In the UK, beauty and personal care dominate TikTok Shop sales, with make-up alone accounting for 42% of all platform sales, but the category spread is widening as the platform matures and buyer trust increases.
For a professional considering TikTok Shop, the honest answer depends on the product and the person. It rewards products that are visually demonstrable and benefit from social proof. It also requires either the ability to create content yourself, or the budget and relationships to work with creators who will. If neither is realistic within your available time and resources, TikTok Shop is unlikely to generate meaningful results regardless of the product. If content creation is feasible, or if the product category aligns with what already performs on the platform, the growth trajectory makes it worth serious consideration.
Platform comparison: the six dimensions that actually matter
| Dimension | Amazon | Shopify | eBay | TikTok Shop |
|---|---|---|---|---|
| Built-in audience | ✓ Very large | ✗ None | ~ Niche only | ✓ Fast-growing |
| Brand ownership | ✗ Limited | ✓ Full control | ✗ Limited | ~ Partial |
| Time to first sale | ✓ Weeks | ✗ Months | ✓ Days | ~ Weeks |
| Content required | ✓ Minimal | ~ Significant | ✓ Low | ✗ High |
| Scale potential | ✓ Very high | ✓ Uncapped | ~ Moderate | ✓ High |
| Suits employed professional | ✓ Strong fit | ~ With budget | ~ Secondary only | ~ If content-capable |
Want to go deeper on e-commerce strategy for employed professionals?
The Parallel Operator covers platform selection, product research, margin analysis, and building an e-commerce business around a full-time job. Every week. Five minutes. No noise.
Join today →Which platform fits which professional
The right platform is not the most popular one or the one generating the most press attention at any given moment. It is the one whose operational requirements most closely match your available skills, time, and existing professional profile.
One platform or several: the rule that actually matters
The most common mistake professionals make when entering e-commerce is attempting to operate across multiple platforms simultaneously. The logic is understandable: diversification feels like risk management. In practice, when time is limited, trying to manage Amazon, Shopify, and TikTok Shop at the same time means doing all three poorly rather than any one well.
"Choose one platform. Commit to it for twelve months. Measure results honestly before expanding.

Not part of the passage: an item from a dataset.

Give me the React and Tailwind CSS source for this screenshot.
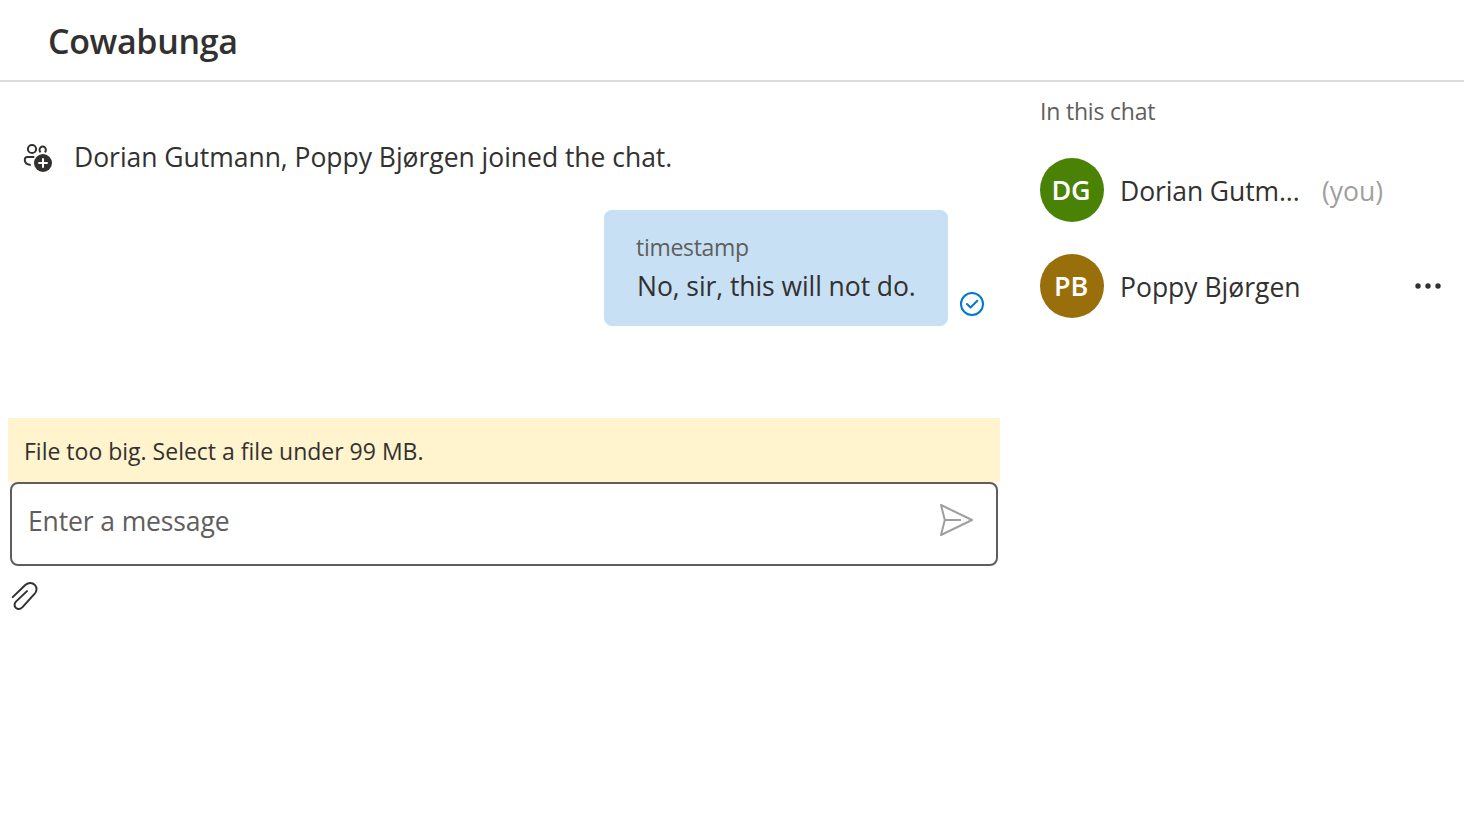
function PeopleAddIcon() {
  return (
    <svg className="h-8 w-8 shrink-0" viewBox="0 0 32 32" fill="none" stroke="#323130" strokeWidth="2">
      <circle cx="10" cy="7" r="4.1" />
      <path d="M18.600 10.200a3.200 3.200 0 1 1 4.200 0" />
      <path d="M12.300 15H5.400C3.400 15 2.800 16.200 2.800 18.100c0 2.900 2.600 4.700 6 4.800" />
      <circle cx="21" cy="21" r="9" fill="#323130" stroke="none" />
      <path d="M21 16.300v9.400M16.300 21h9.400" stroke="#fff" />
    </svg>
  );
}

function SeenIcon() {
  return (
    <svg className="h-6 w-6 shrink-0" viewBox="0 0 24 24" fill="none" stroke="#0078d4" strokeWidth="2">
      <circle cx="12" cy="12" r="11" />
      <path d="M7 12l3.600 3.500 6.700-6.700" strokeLinecap="round" strokeLinejoin="round" />
    </svg>
  );
}

function SendIcon() {
  return (
    <svg className="h-9 w-9 shrink-0" viewBox="0 0 36 36" fill="none" stroke="#a19f9d" strokeWidth="2" strokeLinejoin="round">
      <path d="M3 3L34 18 3 33 6.800 18zM6.800 18H23" />
    </svg>
  );
}

function ClipIcon() {
  return (
    <svg className="h-8 w-8" viewBox="0 0 32 32" fill="none" stroke="#323130" strokeWidth="2" strokeLinecap="round">
      <path d="M2.700 16.100L15.300 4c3.100-2.900 7.100-2.600 9.500-.100 2.500 2.600 2.200 6.500-.300 9L12.500 26.100c-2.200 2.200-4.900 2.300-6.700.700-1.800-1.700-1.600-4.400.400-6.400L17 10.100" />
    </svg>
  );
}

function Avatar({ initials, color }) {
  return (
    <div className={`flex h-16 w-16 shrink-0 items-center justify-center rounded-full pt-px pr-0.5 text-[27px] font-semibold tracking-[-0.2px] text-white ${color}`}>
      {initials}
    </div>
  );
}

export default function App() {
  return (
    <div className="flex h-screen flex-col bg-white font-['Open_Sans',sans-serif] text-[26.5px] text-[#323130]">
      <header className="flex h-[82px] items-center border-b-2 border-[#dcdcdc] px-12 pt-0.5">
        <h1 className="text-[34px] leading-[48px] font-semibold tracking-[-0.35px]">Cowabunga</h1>
      </header>
      <div className="flex flex-1">
        <main className="flex w-[1008px] flex-col px-2">
          <div className="flex h-[336px] flex-col">
            <div className="flex items-start gap-5 px-3.5 pt-14 leading-9">
              <div className="pt-1">
                <PeopleAddIcon />
              </div>
              <p className="h-9 pt-px tracking-[-0.03px] whitespace-nowrap">Dorian Gutmann, Poppy Bjørgen joined the chat.</p>
            </div>
            <div className="mt-9 flex items-end justify-end gap-3 pr-4">
              <div className="h-[116px] w-[344px] rounded-lg bg-[#c7e0f4] px-8 pt-[19px] whitespace-nowrap">
                <p className="text-[23px] leading-9 tracking-[-0.3px] text-[#605e5c]">timestamp</p>
                <p className="pt-px pl-px leading-10 tracking-[-0.07px]">No, sir, this will not do.</p>
              </div>
              <div className="pb-[10px]">
                <SeenIcon />
              </div>
            </div>
          </div>
          <div className="flex h-16 items-center bg-[#fff4ce] px-4 pt-[3px] text-[23px]">
            File too big. Select a file under 99 MB.
          </div>
          <div className="mx-0.5 flex h-[84px] items-start justify-between rounded-lg border-2 border-[#605e5c] px-4 pr-[22px]">
            <span className="pt-[19px] leading-9 tracking-[-0.12px] text-[#605e5c]">Enter a message</span>
            <div className="pt-[18px]">
              <SendIcon />
            </div>
          </div>
          <div className="pt-[15px] pl-0.5">
            <ClipIcon />
          </div>
        </main>
        <aside className="flex flex-1 flex-col pr-5 pl-8">
          <h2 className="h-12 pt-[11px] text-[23px] leading-9 tracking-[-0.2px] text-[#605e5c]">In this chat</h2>
          <div className="flex h-24 items-center pt-7 pb-1">
            <Avatar initials="DG" color="bg-[#498205]" />
            <span className="ml-4 w-[182px] pt-0.5 leading-9 tracking-[-0.1px] whitespace-nowrap">Dorian Gutm...</span>
            <span className="ml-5 pt-0.5 leading-9 text-[#a19f9d]">(you)</span>
          </div>
          <div className="flex h-24 items-center pt-7 pb-1">
            <Avatar initials="PB" color="bg-[#986f0b]" />
            <span className="ml-4 pt-0.5 leading-9">Poppy Bjørgen</span>
            <svg className="ml-auto h-8 w-8" viewBox="0 0 32 32" fill="#323130">
              <circle cx="6" cy="16" r="2.700" />
              <circle cx="16" cy="16" r="2.700" />
              <circle cx="26" cy="16" r="2.700" />
            </svg>
          </div>
        </aside>
      </div>
    </div>
  );
}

Professionals who master one system before expanding to a second are consistently better positioned than those who spread effort across multiple channels from the start."

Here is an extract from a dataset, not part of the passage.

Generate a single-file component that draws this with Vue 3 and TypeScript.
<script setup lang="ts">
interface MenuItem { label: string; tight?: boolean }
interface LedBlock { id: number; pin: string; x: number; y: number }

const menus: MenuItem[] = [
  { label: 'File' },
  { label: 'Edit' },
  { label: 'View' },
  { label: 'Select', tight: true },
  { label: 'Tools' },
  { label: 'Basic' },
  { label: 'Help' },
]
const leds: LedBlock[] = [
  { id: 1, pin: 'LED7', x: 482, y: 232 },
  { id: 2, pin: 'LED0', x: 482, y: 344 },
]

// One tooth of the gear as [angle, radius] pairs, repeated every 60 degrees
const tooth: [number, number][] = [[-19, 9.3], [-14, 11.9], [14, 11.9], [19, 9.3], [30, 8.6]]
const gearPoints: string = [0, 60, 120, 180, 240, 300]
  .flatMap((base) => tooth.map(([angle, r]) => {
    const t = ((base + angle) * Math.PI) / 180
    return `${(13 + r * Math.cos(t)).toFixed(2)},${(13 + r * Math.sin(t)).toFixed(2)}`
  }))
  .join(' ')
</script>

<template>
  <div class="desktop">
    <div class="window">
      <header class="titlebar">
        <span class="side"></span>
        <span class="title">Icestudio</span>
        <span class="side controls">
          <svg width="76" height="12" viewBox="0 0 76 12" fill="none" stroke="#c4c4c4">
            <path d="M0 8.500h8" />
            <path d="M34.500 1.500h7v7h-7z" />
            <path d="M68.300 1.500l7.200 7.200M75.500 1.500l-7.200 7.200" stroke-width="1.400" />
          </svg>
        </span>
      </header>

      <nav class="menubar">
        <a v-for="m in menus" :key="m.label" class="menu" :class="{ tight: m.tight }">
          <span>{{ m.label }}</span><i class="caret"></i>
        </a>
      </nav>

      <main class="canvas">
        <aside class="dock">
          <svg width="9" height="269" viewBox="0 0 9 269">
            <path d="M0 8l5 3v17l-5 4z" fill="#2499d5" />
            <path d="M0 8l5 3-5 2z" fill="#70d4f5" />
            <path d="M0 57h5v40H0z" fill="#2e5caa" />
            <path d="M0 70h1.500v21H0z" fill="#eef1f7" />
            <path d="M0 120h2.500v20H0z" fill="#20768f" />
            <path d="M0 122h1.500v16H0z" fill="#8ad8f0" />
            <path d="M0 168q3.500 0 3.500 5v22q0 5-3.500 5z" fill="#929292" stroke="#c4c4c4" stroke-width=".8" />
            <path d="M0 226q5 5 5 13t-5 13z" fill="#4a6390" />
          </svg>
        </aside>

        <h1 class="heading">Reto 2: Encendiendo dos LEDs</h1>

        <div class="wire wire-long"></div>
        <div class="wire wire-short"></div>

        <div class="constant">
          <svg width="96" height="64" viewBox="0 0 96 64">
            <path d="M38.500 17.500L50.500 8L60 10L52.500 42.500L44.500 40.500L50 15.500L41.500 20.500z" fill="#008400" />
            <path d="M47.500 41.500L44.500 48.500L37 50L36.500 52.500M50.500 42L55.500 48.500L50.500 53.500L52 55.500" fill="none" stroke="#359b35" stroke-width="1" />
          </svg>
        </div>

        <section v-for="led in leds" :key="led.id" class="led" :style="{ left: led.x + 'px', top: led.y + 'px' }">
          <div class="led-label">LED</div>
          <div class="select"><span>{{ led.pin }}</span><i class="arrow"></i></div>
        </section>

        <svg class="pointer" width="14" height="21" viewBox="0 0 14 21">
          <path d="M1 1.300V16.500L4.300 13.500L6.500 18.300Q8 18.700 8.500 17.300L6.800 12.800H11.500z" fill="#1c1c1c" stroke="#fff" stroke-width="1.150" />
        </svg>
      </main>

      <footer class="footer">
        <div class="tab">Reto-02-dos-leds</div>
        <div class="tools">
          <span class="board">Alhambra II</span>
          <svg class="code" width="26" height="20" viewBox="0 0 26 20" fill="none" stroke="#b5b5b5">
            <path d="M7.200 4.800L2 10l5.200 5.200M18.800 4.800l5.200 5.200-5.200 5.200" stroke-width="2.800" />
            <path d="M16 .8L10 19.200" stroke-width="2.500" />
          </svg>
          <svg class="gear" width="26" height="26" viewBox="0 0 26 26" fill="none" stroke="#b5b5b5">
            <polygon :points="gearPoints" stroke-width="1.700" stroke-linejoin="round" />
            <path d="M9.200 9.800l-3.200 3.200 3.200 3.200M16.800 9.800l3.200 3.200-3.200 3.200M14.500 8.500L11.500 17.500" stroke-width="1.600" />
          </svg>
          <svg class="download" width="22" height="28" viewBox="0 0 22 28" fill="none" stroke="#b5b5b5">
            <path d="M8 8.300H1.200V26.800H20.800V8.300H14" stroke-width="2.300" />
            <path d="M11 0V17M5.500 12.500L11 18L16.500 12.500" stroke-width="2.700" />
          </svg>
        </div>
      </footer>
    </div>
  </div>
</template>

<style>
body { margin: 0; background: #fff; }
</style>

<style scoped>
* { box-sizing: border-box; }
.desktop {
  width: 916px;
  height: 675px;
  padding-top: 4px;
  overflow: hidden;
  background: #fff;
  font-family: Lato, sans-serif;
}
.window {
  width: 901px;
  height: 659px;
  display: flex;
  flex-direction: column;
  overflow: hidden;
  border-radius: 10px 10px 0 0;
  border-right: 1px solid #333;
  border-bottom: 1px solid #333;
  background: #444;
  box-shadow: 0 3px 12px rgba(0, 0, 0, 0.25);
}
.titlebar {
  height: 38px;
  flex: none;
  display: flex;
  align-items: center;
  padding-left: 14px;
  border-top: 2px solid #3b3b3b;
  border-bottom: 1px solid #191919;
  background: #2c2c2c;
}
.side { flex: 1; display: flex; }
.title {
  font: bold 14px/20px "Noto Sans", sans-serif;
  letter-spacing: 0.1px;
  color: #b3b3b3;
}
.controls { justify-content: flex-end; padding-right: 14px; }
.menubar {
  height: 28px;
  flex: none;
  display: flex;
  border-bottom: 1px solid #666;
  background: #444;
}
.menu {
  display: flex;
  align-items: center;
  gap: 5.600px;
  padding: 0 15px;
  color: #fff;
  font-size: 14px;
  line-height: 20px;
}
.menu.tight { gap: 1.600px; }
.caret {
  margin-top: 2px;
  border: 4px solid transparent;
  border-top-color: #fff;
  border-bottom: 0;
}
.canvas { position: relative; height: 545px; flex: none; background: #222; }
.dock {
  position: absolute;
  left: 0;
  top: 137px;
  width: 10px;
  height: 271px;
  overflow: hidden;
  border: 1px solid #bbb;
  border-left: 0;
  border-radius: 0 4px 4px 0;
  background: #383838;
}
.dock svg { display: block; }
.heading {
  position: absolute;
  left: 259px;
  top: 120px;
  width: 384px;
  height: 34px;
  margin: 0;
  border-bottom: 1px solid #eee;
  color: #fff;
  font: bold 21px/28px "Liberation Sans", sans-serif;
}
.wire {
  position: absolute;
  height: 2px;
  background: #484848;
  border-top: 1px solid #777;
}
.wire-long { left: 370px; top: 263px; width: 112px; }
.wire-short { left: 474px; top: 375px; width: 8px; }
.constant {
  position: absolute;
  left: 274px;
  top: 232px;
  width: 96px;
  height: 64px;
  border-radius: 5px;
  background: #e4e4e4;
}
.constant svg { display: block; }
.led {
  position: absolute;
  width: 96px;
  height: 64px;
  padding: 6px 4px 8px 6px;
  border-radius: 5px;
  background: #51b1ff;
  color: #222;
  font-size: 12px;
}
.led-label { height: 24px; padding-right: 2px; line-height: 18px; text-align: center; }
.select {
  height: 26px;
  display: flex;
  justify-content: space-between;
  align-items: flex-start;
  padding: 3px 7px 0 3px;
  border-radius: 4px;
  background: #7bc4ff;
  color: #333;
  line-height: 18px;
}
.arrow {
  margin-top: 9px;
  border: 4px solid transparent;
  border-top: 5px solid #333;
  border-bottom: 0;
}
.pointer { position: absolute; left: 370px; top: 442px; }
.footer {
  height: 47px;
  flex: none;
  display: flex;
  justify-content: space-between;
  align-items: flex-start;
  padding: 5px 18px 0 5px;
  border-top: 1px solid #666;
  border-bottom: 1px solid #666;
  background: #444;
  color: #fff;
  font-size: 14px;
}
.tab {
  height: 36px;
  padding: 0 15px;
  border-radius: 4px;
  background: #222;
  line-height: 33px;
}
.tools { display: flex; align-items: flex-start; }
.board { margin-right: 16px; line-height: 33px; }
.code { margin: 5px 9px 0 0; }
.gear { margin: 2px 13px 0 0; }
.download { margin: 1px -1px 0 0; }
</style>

Each platform has its own learning curve, its own operational requirements, and its own optimisation logic. Amazon requires rigorous product research, margin discipline, and ongoing listing management. Shopify requires traffic generation, brand development, and customer retention strategy. TikTok Shop requires consistent content or active creator relationships. These are not small tasks that can be managed in parallel with a demanding career. Each is sufficient on its own to fill the discretionary hours a professional realistically has available.
The platform question is not permanent. Mastery of one system, including its costs, its traffic patterns, and its customer behaviour, is what makes expansion viable rather than just additive complexity. Build well on one platform first. Expand when the operation runs without your daily involvement, not before.
E-commerce is accessible in a way that most income-building opportunities are not. The infrastructure exists. The customer base is there. The entry costs have never been lower. But accessibility is not the same as simplicity. The professionals who build something meaningful are those who made deliberate decisions about where to focus, then stayed focused long enough for those decisions to compound into something real.